Parlak also criticized Digiturk for triggering such a ban and taking a side against bloggers -- the majority of whom are the company’s subscribers. He said the company’s move has prompted many Digiturk subscribers to boycott the company due to the bans imposed on their blogs, which goes against the company’s interests in the end. Parlak suggested loopholes in the current legislation that make such bans possible should be eliminated, and legal amendments should immediately be made to prevent further bans on the Internet. A columnist from the Radikal daily, Cüneyt Özdemir, who discussed the ban on the blogs in his column in the daily on March 2, made a radical proposal to Transportation Minister Binali Yıldırım.

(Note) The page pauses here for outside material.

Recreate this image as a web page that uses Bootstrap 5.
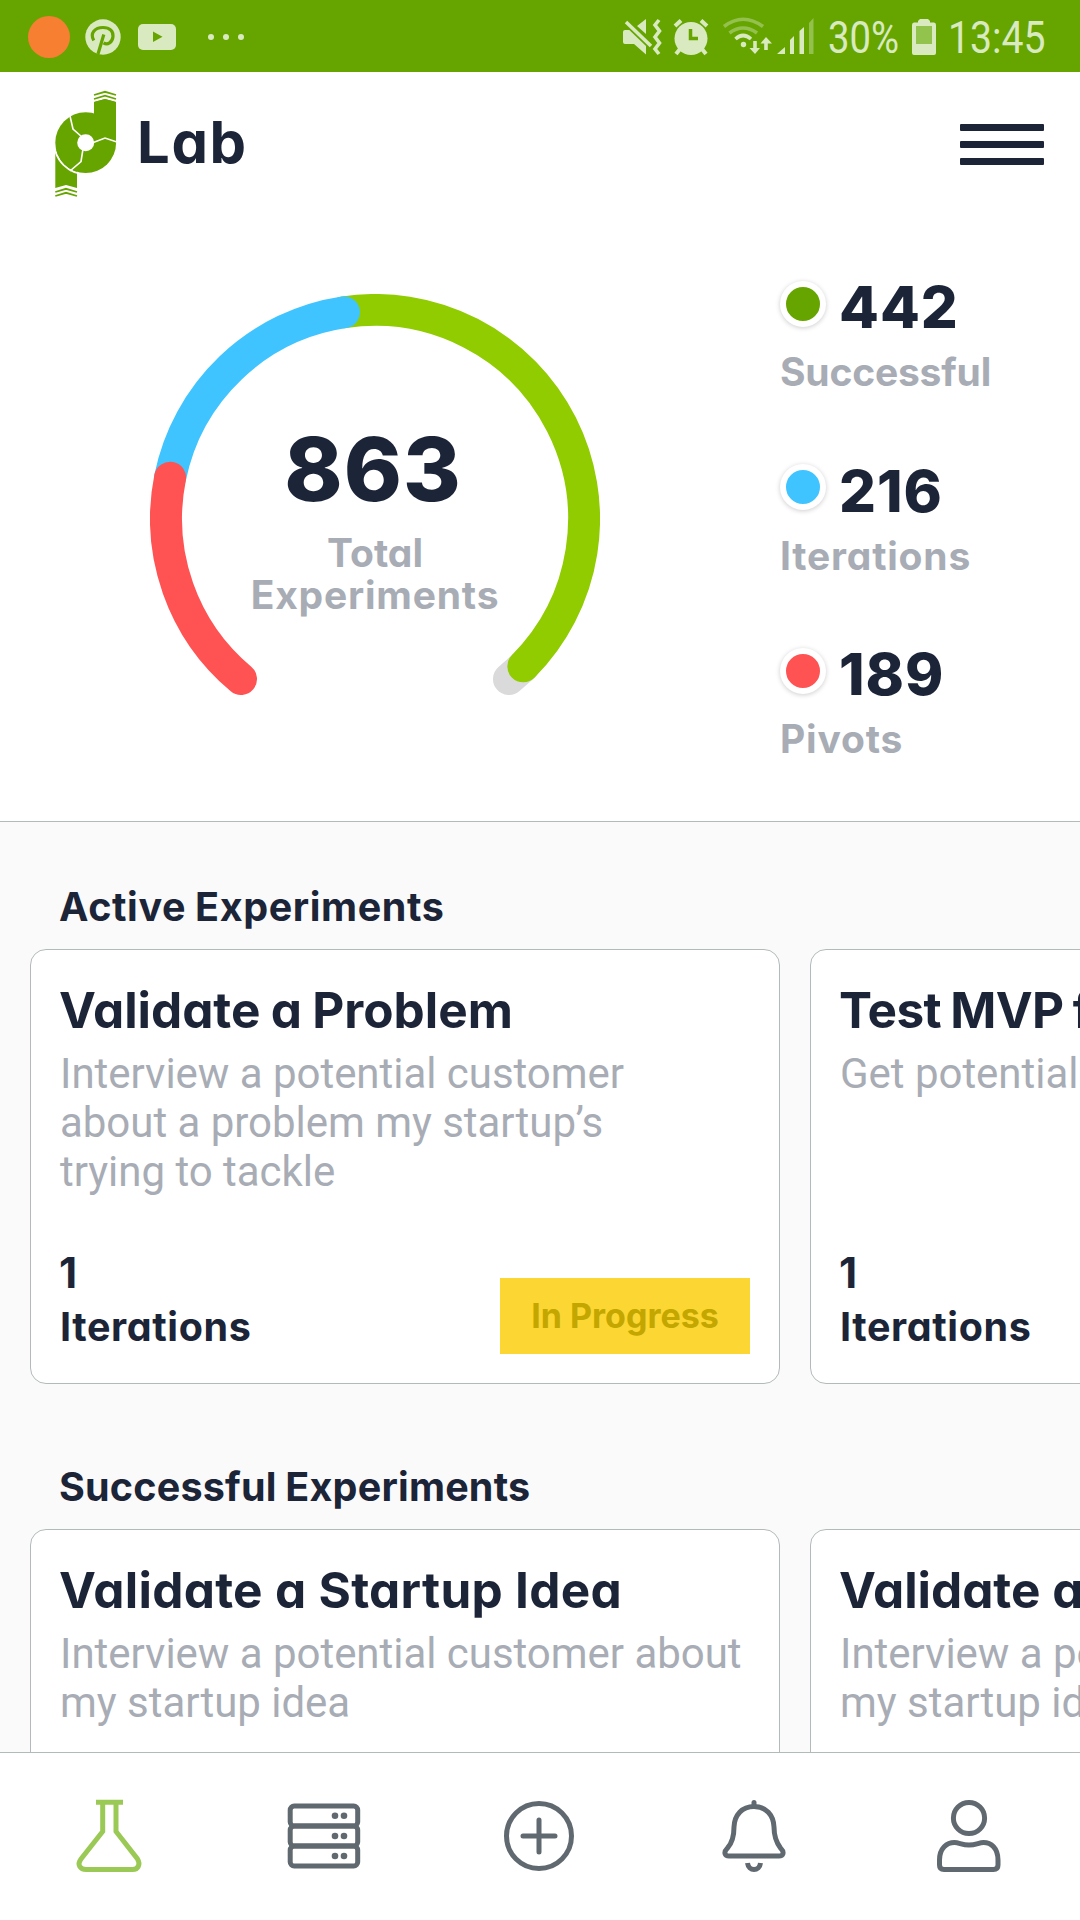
<!DOCTYPE html>
<html lang="en">
<head>
<meta charset="utf-8">
<meta name="viewport" content="width=device-width, initial-scale=1">
<title>Lab</title>
<link rel="stylesheet" href="https://cdn.jsdelivr.net/npm/bootstrap@5.3.0/dist/css/bootstrap.min.css">
<style>
:root{--ink:#1c2438;--mute:#a8acb5;--line:#b3baba;--leaf:#66a500;--tint:#d9eac0}
body{font-family:Inter,"Liberation Sans",sans-serif;font-feature-settings:"cv11" 1;color:var(--ink);background:#fff;height:1920px;overflow:hidden;font-weight:700;line-height:1}
svg{display:block;flex:none}
.status{height:72px;background:var(--leaf);padding:0 35px 0 28px}
.status svg{fill:var(--tint)}
.status-text{font:400 45px Roboto,sans-serif;color:var(--tint);line-height:72px;transform-origin:0 50%;transform:scaleX(.85);white-space:nowrap;padding-top:4px}
.pct{width:71px;margin-left:14px}
.clock{width:97px;margin-left:11px;transform:scaleX(.87)}
.battery{margin-left:12px}
.top{height:144px;padding:0 36px 0 55px}
.brand{font-size:58px;margin:-5px 0 0 20px;letter-spacing:1.6px}
.burger{width:84px;display:flex;flex-direction:column;gap:10px;padding:0;border:0;background:none;margin-top:0}
.burger i{height:7px;background:var(--ink);border-radius:1px}
.hero{height:606px;border-bottom:1px solid var(--line);padding:78px 0 0 150px}
.gauge{width:450px;height:404px;display:grid}
.gauge>*{grid-area:1/1}
.gauge-copy{padding-top:131px;text-align:center}
.total{font-size:88px;line-height:88px;text-indent:-4px;font-weight:800;letter-spacing:1px}
.total-label{font-size:39px;line-height:42px;color:var(--mute)}
.legend-list{margin:-24px 0 0 180px}
.legend-item{height:183.5px}
.legend-row{height:74px}
.dot{width:46px;height:46px;border:6.5px solid #fff;border-radius:50%;box-shadow:0 1px 5px rgba(0,0,0,.2);margin-top:-7px}
.count{font-size:58px;margin-left:13px;font-weight:800;letter-spacing:1px}
.count-label{font-size:39px;line-height:56px;color:var(--mute)}
.wide{letter-spacing:.8px}
.tight{letter-spacing:-.2px}
.feed{height:930px;background:#fafafa;overflow:hidden}
.section-title{font-size:39.5px;line-height:48px;margin:0 0 18px 59px;font-weight:700;white-space:nowrap;letter-spacing:.2px;word-spacing:-1px}
.section-title.wide{letter-spacing:.6px}
.shelf{padding-left:30px;gap:30px;margin-bottom:79px}
.exp{width:750px;height:435px;flex:none;border:1px solid var(--line);border-radius:16px;background:#fff;padding:30px 29px 28px}
.exp-title{font-size:49.5px;line-height:60px;margin:0 0 0 -1px;font-weight:700;white-space:nowrap}
.exp-text{font:400 42px/49px Roboto,sans-serif;color:var(--mute);margin:9px 0 0;height:147px;letter-spacing:-.03px}
.num{font-size:42px;line-height:48px;margin:0 0 2px -1px}
.iter{font-size:39.5px;line-height:56px;letter-spacing:.6px}
.state{width:250px;height:76px;background:#fcd632;color:#c3a600;font-size:34px;margin-bottom:1px}
.tabs{height:168px;border-top:1px solid var(--line);padding:46px 3.5px 0 1.5px;background:#fff}
.tabs svg{margin:0 auto;fill:none;stroke:#616970;stroke-width:5}
</style>
<script src="https://cdn.jsdelivr.net/npm/bootstrap@5.3.0/dist/js/bootstrap.bundle.min.js"></script>
</head>
<body>
<div class="status d-flex align-items-center">
  <svg width="220" height="72" viewBox="28 0 220 72">
    <circle cx="49" cy="37" r="21" fill="#f77f32"/>
    <circle cx="103" cy="37" r="17.7"/>
    <path d="M93.800 40.500C89.500 33 95 27.500 103 27.500C110 27.500 113.500 31.500 113 36.500C112.400 42.500 107.500 45.500 103.500 42.800M103.800 34.500L98 54" fill="none" stroke="#66a500" stroke-width="3.200"/>
    <rect x="138" y="24" width="38" height="26" rx="5"/>
    <path d="M153 31.500V42L162.500 36.700Z" fill="#66a500"/>
    <circle cx="211" cy="37" r="3"/><circle cx="226" cy="37" r="3"/><circle cx="241" cy="37" r="3"/>
  </svg>
  <svg class="ms-auto" width="192" height="72" viewBox="622 0 192 72">
    <path d="M625 30H632L646 44V54.500L634 44H625Q623 44 623 42V32Q623 30 625 30ZM637 26L646 19V34Z"/>
    <path d="M626 22L651 46" stroke="#66a500" stroke-width="7"/>
    <path d="M626 22L651 46" stroke="#d9eac0" stroke-width="3.500"/>
    <path d="M659 20L655 25L659.500 31L655 37L659.500 43L655 49L659 54" fill="none" stroke="#d9eac0" stroke-width="3.600"/>
    <circle cx="691" cy="38.500" r="16.500"/>
    <path d="M675 26L681 20.500M707 26L701 20.500M680 49L676 54M702 49L706 54" stroke="#d9eac0" stroke-width="4"/>
    <path d="M690.500 29V38.500H698" fill="none" stroke="#66a500" stroke-width="3.500"/>
    <g fill="none" stroke="#d9eac0" stroke-width="3.600"><path opacity=".4" d="M724 26.500Q743 12 763 26.500M729.500 33Q743 23 757 33"/><path d="M735.500 39Q743 32 751 39"/></g>
    <circle cx="743.500" cy="44.500" r="2.700"/>
    <path d="M753.200 41H756.800V48H760L755 54L749.500 48H753.200ZM764.200 50H767.800V43.500H772L766 37L760.500 43.500H764.200Z"/>
    <path d="M777 54L785 47V54ZM790 40L794 36V54H790ZM799.500 31L804 27V54H799.500Z"/><path opacity=".4" d="M809 23L813.500 18V54H809Z"/>
  </svg>
  <span class="status-text pct">30%</span>
  <svg class="battery" width="26" height="72" viewBox="910 0 26 72"><path d="M911 25Q911 22.500 913 22.500H917V21L919 19H927L929 21V22.500H933Q935 22.500 935 25V53Q935 55 933 55H913Q911 55 911 53Z"/><path d="M915 26H931V44H915Z" fill="#92c34d"/></svg>
  <span class="status-text clock">13:45</span>
</div>

<header class="top d-flex align-items-center">
  <svg width="62" height="108" viewBox="55 90 62 108">
    <g fill="#66a500">
      <path d="M94 102L105 99L116 102V143H94Z"/>
      <path d="M55.300 150H77V188L66 185L55.300 188Z"/>
      <circle cx="85.700" cy="142.700" r="31.300" fill="none" stroke="#fff" stroke-width="2"/>
      <circle cx="85.700" cy="142.700" r="30.400"/>
      <path d="M94 102L105 99L116 102V143H94Z"/>
    </g>
    <g fill="none" stroke="#66a500" stroke-width="1.800"><path d="M94 95L105 91.800L116 95M94 99L105 95.700L116 99M55.300 192L66 188.800L77 192M55.300 196L66 192.800L77 196"/></g>
    <g fill="none" stroke="#fff" stroke-width="1.600"><path d="M70 116L73 129L82 137M92 143L105 138L117 142M83 149L81 161.500L70 171"/></g>
    <circle cx="85.700" cy="142.700" r="8.500" fill="#fff"/>
  </svg>
  <div class="brand">Lab</div>
  <button class="burger ms-auto" aria-label="Menu"><i></i><i></i><i></i></button>
</header>

<section class="hero d-flex">
  <div class="gauge">
    <svg width="450" height="404" viewBox="150 294 450 404" fill="none" stroke-width="32" stroke-linecap="round">
      <path stroke="#dadada" d="M523.300 666.500L509 679"/>
      <path stroke="#90cc00" d="M344 312.300A209 209 0 0 1 523.300 666.300"/>
      <path stroke="#3fc4ff" d="M170.100 477.700A209 209 0 0 1 344 312.300"/>
      <path stroke="#ff5353" d="M241 679A209 209 0 0 1 170.100 477.700"/>
    </svg>
    <div class="gauge-copy">
      <div class="total">863</div>
      <div class="total-label" style="margin-top:19px">Total</div>
      <div class="total-label wide">Experiments</div>
    </div>
  </div>
  <div class="legend-list">
    <div class="legend-item"><div class="legend-row d-flex align-items-center"><span class="dot" style="background:#66a500"></span><span class="count">442</span></div><div class="count-label tight">Successful</div></div>
    <div class="legend-item"><div class="legend-row d-flex align-items-center"><span class="dot" style="background:#3fc4ff"></span><span class="count">216</span></div><div class="count-label wide">Iterations</div></div>
    <div class="legend-item"><div class="legend-row d-flex align-items-center"><span class="dot" style="background:#ff5353"></span><span class="count">189</span></div><div class="count-label wide">Pivots</div></div>
  </div>
</section>

<main class="feed">
  <h2 class="section-title wide" style="padding-top:61px">Active Experiments</h2>
  <div class="shelf d-flex">
    <article class="exp d-flex flex-column">
      <h3 class="exp-title" style="word-spacing:-1.500px">Validate a Problem</h3>
      <p class="exp-text">Interview a potential customer<br>about a problem my startup’s<br>trying to tackle</p>
      <div class="d-flex justify-content-between align-items-end mt-auto">
        <div><div class="num">1</div><div class="iter">Iterations</div></div>
        <div class="state d-flex align-items-center justify-content-center">In Progress</div>
      </div>
    </article>
    <article class="exp d-flex flex-column">
      <h3 class="exp-title" style="word-spacing:-2px;letter-spacing:-.6px">Test MVP for</h3>
      <p class="exp-text text-nowrap">Get potential customers</p>
      <div class="mt-auto"><div class="num">1</div><div class="iter">Iterations</div></div>
    </article>
  </div>
  <h2 class="section-title">Successful Experiments</h2>
  <div class="shelf d-flex">
    <article class="exp">
      <h3 class="exp-title" style="letter-spacing:.3px">Validate a Startup Idea</h3>
      <p class="exp-text text-nowrap">Interview a potential customer about<br>my startup idea</p>
    </article>
    <article class="exp">
      <h3 class="exp-title">Validate a Startup</h3>
      <p class="exp-text text-nowrap">Interview a potential customer about<br>my startup idea</p>
    </article>
  </div>
</main>

<nav class="tabs d-flex align-items-start">
  <svg width="74" height="74" viewBox="71.500 1799 74 74" style="stroke:#9bc955"><path d="M95.500 1802.200H122.500M102.200 1802V1831.500L80.500 1859C76 1865 80 1869.500 85.500 1869.500H132C138 1869.500 140 1864 137 1859L115.500 1831.500V1802"/></svg>
  <svg width="74" height="74" viewBox="287 1799 74 74"><rect x="290.200" y="1806" width="67.500" height="20" rx="4"/><rect x="290.200" y="1826" width="67.500" height="20" rx="4"/><rect x="290.200" y="1846" width="67.500" height="20" rx="4"/><g fill="#616970" stroke="none"><circle cx="335" cy="1815.700" r="3.300"/><circle cx="344" cy="1815.700" r="3.300"/><circle cx="335" cy="1836" r="3.300"/><circle cx="344" cy="1836" r="3.300"/><circle cx="335" cy="1856" r="3.300"/><circle cx="344" cy="1856" r="3.300"/></g></svg>
  <svg width="74" height="74" viewBox="502 1799 74 74"><circle cx="539" cy="1836" r="32.500"/><path d="M523 1836H555M539 1820V1852" stroke-linecap="round"/></svg>
  <svg width="74" height="74" viewBox="717 1799 74 74"><path stroke-linecap="round" d="M754 1802.500V1806"/><path d="M754 1806.500C742 1806.500 734.500 1815 734 1827C734 1835 733 1842 727.500 1848C723 1852.500 725 1856 729 1856H779C783 1856 785 1852.500 780.500 1848C776 1842 774 1835 774 1827C773.500 1815 766 1806.500 754 1806.500ZM747.500 1863C748.500 1871.500 759.500 1871.500 760.500 1863"/></svg>
  <svg width="74" height="74" viewBox="932 1799 74 74"><circle cx="969" cy="1818" r="15.600"/><path d="M939.500 1865V1860C939.500 1848 947 1842.500 954.500 1842.500C959 1842.500 962 1845 969 1845C976 1845 979 1842.500 983.500 1842.500C991 1842.500 998 1848 998 1860V1865Q998 1869.500 993.500 1869.500H944Q939.500 1869.500 939.500 1865Z"/></svg>
</nav>
</body>
</html>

“I told him not to deal with opening and closing websites one after the other. They should just cut off the entire Internet connection and that will be it. Everything will be fine then. It seems impossible for us to achieve anything by debating these insensible bans one by one,” wrote Özdemir in his column with sarcasm.

Turkey’s Telecommunications Directorate has blocked more than 1,000 websites since last year under the law against cyber crime, which includes offenses such as insulting the memory of Mustafa Kemal Atatürk, the founder of the Turkish Republic. Websites are most often banned on the grounds that they insult Atatürk, contain vulgarity, enable gambling or promote suicide. Many sites have also been banned for crimes covered under the Internet Security Law. But a number of sites have been banned for no apparent reason. The Internet restrictions in Turkey are a subject criticized by the EU. “There are frequent website bans which are disproportionate in scope and duration,” according to the latest EU progress report, which was issued last November, noting “Law No. 5651 … limits freedom of expression and restricts citizens’ rights to access information.”